Look for the phrase “rates as low as” in any ad. That wording signals the floor, not the typical offer. Your actual rate arrives only after the lender reviews your application. Origination fees complicate the picture further. A loan with a low APR but a steep origination fee can cost more than a slightly higher-rate loan with no fee.

To compare loans honestly, look at the APR, which folds fees into a single annualized number, rather than the interest rate alone. The APR gives you the truest sense of what you will actually pay.

How to Borrow Smarter Once the Myths Are Gone

Clearing up these misconceptions changes how you approach borrowing. A few habits help you put the facts to work:

  • Pre-qualify with several lenders using soft inquiries before you formally apply, so you compare real offers without touching your score.
  • Compare APR, not just the interest rate, so origination fees and other charges are part of the comparison.
  • Read the agreement for prepayment penalties so you know whether paying early helps or hurts.
  • Check your credit report first and dispute errors, since even a small score bump can move you into a better rate tier.
  • Borrow only what you need, because a larger balance means more interest regardless of how good your rate is.

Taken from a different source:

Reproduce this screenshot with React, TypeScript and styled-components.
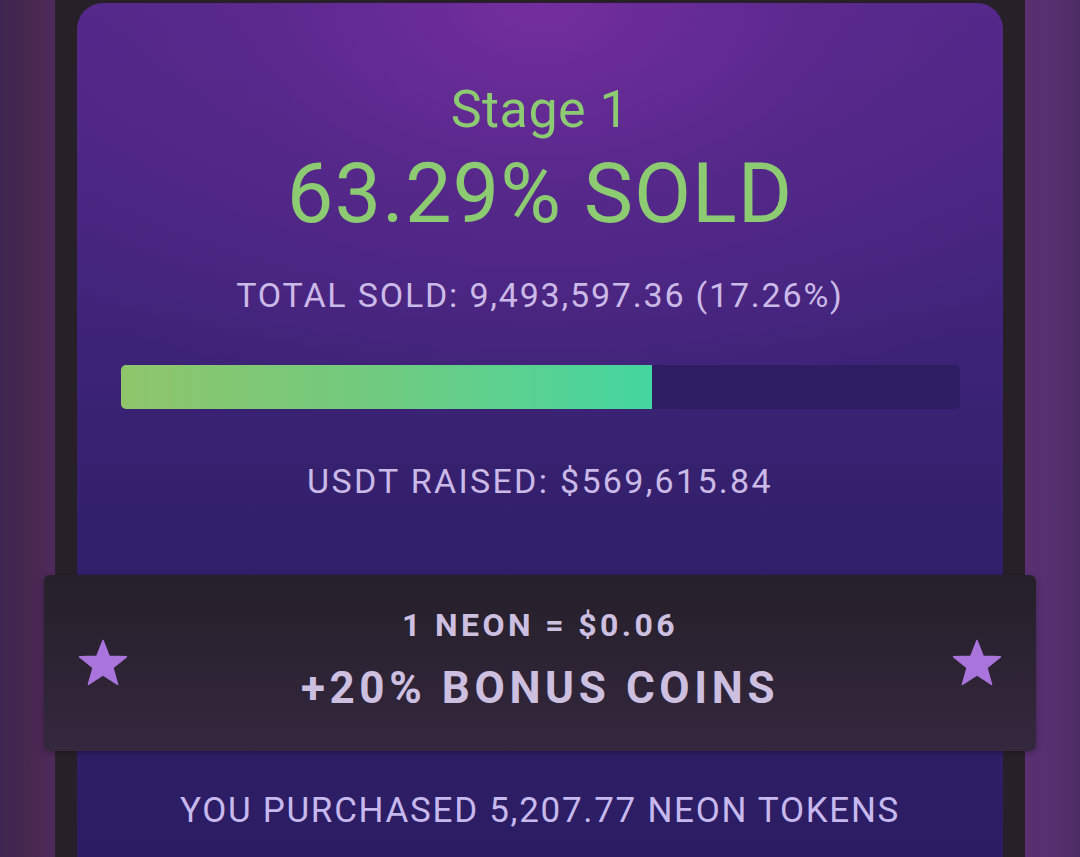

Personal loans are neither the trap that pessimists describe nor the free money that ads imply. They are a tool, and like any tool, they reward people who understand how they actually work. When you know that checking your rate is free, that APRs vary widely, and that on-time payments build credit, you negotiate from a position of knowledge instead of fear.

If you are weighing a loan against other options, it may be worth reviewing how debt consolidation, balance-transfer cards, and budgeting strategies fit your situation before you commit. Financial advisors often suggest mapping out your full repayment plan before signing, so you borrow with a clear exit in mind rather than a vague hope.